> [EXERCISE DESCRIPTION]:
For this exercise, repeat all of the material verbatim apart from its images.

>>

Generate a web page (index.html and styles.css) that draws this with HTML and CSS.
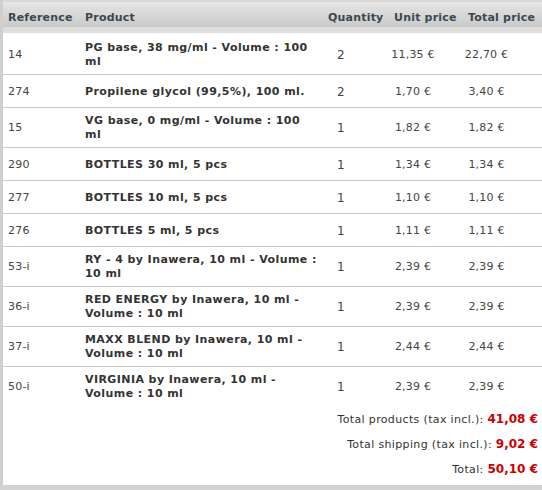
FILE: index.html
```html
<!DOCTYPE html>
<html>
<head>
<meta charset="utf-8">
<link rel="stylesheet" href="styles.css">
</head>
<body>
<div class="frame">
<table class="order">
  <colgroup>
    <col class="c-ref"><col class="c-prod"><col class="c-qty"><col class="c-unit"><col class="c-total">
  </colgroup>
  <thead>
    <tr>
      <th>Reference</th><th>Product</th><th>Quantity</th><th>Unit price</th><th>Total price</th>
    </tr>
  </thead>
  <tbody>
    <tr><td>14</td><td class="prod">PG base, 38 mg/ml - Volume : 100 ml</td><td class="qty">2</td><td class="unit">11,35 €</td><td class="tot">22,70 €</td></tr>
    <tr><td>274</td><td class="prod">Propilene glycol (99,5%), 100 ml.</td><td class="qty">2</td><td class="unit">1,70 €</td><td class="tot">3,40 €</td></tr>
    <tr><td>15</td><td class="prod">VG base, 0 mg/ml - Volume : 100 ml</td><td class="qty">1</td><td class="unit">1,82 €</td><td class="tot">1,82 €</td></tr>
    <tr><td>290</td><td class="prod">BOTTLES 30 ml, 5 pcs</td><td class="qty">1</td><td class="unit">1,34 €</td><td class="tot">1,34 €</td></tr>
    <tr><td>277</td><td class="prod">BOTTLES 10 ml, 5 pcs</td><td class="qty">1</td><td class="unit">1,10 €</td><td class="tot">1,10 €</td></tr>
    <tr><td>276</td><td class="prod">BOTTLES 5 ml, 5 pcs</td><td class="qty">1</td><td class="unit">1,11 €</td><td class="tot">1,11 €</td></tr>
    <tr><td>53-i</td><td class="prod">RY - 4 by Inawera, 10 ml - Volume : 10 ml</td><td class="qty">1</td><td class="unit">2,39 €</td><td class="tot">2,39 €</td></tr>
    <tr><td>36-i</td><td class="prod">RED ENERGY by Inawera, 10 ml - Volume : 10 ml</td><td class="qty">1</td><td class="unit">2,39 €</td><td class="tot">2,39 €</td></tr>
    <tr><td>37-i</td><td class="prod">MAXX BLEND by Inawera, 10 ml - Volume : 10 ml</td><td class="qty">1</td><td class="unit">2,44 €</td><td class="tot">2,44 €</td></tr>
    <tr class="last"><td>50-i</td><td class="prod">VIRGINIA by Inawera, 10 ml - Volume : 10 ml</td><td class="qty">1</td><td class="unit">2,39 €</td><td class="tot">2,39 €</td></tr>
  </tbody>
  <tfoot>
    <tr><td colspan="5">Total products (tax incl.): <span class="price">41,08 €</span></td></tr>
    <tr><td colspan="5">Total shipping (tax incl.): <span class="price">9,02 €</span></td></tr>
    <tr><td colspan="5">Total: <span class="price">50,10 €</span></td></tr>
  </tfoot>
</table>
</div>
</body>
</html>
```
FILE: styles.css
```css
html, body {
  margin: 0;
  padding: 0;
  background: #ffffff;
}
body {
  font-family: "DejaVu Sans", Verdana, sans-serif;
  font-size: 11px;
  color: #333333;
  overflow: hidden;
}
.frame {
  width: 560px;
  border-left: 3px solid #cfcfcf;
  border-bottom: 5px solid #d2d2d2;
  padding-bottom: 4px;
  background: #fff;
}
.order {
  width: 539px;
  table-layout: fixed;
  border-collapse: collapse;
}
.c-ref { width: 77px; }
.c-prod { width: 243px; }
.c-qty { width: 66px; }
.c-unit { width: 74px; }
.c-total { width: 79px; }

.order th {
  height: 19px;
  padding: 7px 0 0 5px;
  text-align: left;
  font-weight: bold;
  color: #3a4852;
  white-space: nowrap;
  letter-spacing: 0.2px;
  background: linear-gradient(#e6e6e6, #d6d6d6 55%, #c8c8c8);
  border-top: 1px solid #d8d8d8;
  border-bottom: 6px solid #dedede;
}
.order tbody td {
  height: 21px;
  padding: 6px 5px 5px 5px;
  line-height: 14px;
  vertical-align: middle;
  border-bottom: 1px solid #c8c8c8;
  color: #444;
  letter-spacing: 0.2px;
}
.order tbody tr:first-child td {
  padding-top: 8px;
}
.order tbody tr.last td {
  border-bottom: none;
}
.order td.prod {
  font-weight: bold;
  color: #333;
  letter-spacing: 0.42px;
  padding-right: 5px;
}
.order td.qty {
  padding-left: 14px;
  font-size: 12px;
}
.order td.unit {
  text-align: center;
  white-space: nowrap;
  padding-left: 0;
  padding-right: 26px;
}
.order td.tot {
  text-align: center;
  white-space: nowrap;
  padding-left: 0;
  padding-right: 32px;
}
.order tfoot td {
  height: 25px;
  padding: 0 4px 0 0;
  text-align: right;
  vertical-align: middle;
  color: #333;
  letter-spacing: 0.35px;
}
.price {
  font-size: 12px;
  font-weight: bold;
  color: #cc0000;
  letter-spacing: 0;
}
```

<<

> [EXERCISE ANSWER]:
Generate a web page (index.html and styles.css) that draws this with HTML and CSS.
FILE: index.html
```html
<!DOCTYPE html>
<html>
<head>
<meta charset="utf-8">
<link rel="stylesheet" href="styles.css">
</head>
<body>
<div class="frame">
<table class="order">
  <colgroup>
    <col class="c-ref"><col class="c-prod"><col class="c-qty"><col class="c-unit"><col class="c-total">
  </colgroup>
  <thead>
    <tr>
      <th>Reference</th><th>Product</th><th>Quantity</th><th>Unit price</th><th>Total price</th>
    </tr>
  </thead>
  <tbody>
    <tr><td>14</td><td class="prod">PG base, 38 mg/ml - Volume : 100 ml</td><td class="qty">2</td><td class="unit">11,35 €</td><td class="tot">22,70 €</td></tr>
    <tr><td>274</td><td class="prod">Propilene glycol (99,5%), 100 ml.</td><td class="qty">2</td><td class="unit">1,70 €</td><td class="tot">3,40 €</td></tr>
    <tr><td>15</td><td class="prod">VG base, 0 mg/ml - Volume : 100 ml</td><td class="qty">1</td><td class="unit">1,82 €</td><td class="tot">1,82 €</td></tr>
    <tr><td>290</td><td class="prod">BOTTLES 30 ml, 5 pcs</td><td class="qty">1</td><td class="unit">1,34 €</td><td class="tot">1,34 €</td></tr>
    <tr><td>277</td><td class="prod">BOTTLES 10 ml, 5 pcs</td><td class="qty">1</td><td class="unit">1,10 €</td><td class="tot">1,10 €</td></tr>
    <tr><td>276</td><td class="prod">BOTTLES 5 ml, 5 pcs</td><td class="qty">1</td><td class="unit">1,11 €</td><td class="tot">1,11 €</td></tr>
    <tr><td>53-i</td><td class="prod">RY - 4 by Inawera, 10 ml - Volume : 10 ml</td><td class="qty">1</td><td class="unit">2,39 €</td><td class="tot">2,39 €</td></tr>
    <tr><td>36-i</td><td class="prod">RED ENERGY by Inawera, 10 ml - Volume : 10 ml</td><td class="qty">1</td><td class="unit">2,39 €</td><td class="tot">2,39 €</td></tr>
    <tr><td>37-i</td><td class="prod">MAXX BLEND by Inawera, 10 ml - Volume : 10 ml</td><td class="qty">1</td><td class="unit">2,44 €</td><td class="tot">2,44 €</td></tr>
    <tr class="last"><td>50-i</td><td class="prod">VIRGINIA by Inawera, 10 ml - Volume : 10 ml</td><td class="qty">1</td><td class="unit">2,39 €</td><td class="tot">2,39 €</td></tr>
  </tbody>
  <tfoot>
    <tr><td colspan="5">Total products (tax incl.): <span class="price">41,08 €</span></td></tr>
    <tr><td colspan="5">Total shipping (tax incl.): <span class="price">9,02 €</span></td></tr>
    <tr><td colspan="5">Total: <span class="price">50,10 €</span></td></tr>
  </tfoot>
</table>
</div>
</body>
</html>
```
FILE: styles.css
```css
html, body {
  margin: 0;
  padding: 0;
  background: #ffffff;
}
body {
  font-family: "DejaVu Sans", Verdana, sans-serif;
  font-size: 11px;
  color: #333333;
  overflow: hidden;
}
.frame {
  width: 560px;
  border-left: 3px solid #cfcfcf;
  border-bottom: 5px solid #d2d2d2;
  padding-bottom: 4px;
  background: #fff;
}
.order {
  width: 539px;
  table-layout: fixed;
  border-collapse: collapse;
}
.c-ref { width: 77px; }
.c-prod { width: 243px; }
.c-qty { width: 66px; }
.c-unit { width: 74px; }
.c-total { width: 79px; }

.order th {
  height: 19px;
  padding: 7px 0 0 5px;
  text-align: left;
  font-weight: bold;
  color: #3a4852;
  white-space: nowrap;
  letter-spacing: 0.2px;
  background: linear-gradient(#e6e6e6, #d6d6d6 55%, #c8c8c8);
  border-top: 1px solid #d8d8d8;
  border-bottom: 6px solid #dedede;
}
.order tbody td {
  height: 21px;
  padding: 6px 5px 5px 5px;
  line-height: 14px;
  vertical-align: middle;
  border-bottom: 1px solid #c8c8c8;
  color: #444;
  letter-spacing: 0.2px;
}
.order tbody tr:first-child td {
  padding-top: 8px;
}
.order tbody tr.last td {
  border-bottom: none;
}
.order td.prod {
  font-weight: bold;
  color: #333;
  letter-spacing: 0.42px;
  padding-right: 5px;
}
.order td.qty {
  padding-left: 14px;
  font-size: 12px;
}
.order td.unit {
  text-align: center;
  white-space: nowrap;
  padding-left: 0;
  padding-right: 26px;
}
.order td.tot {
  text-align: center;
  white-space: nowrap;
  padding-left: 0;
  padding-right: 32px;
}
.order tfoot td {
  height: 25px;
  padding: 0 4px 0 0;
  text-align: right;
  vertical-align: middle;
  color: #333;
  letter-spacing: 0.35px;
}
.price {
  font-size: 12px;
  font-weight: bold;
  color: #cc0000;
  letter-spacing: 0;
}
```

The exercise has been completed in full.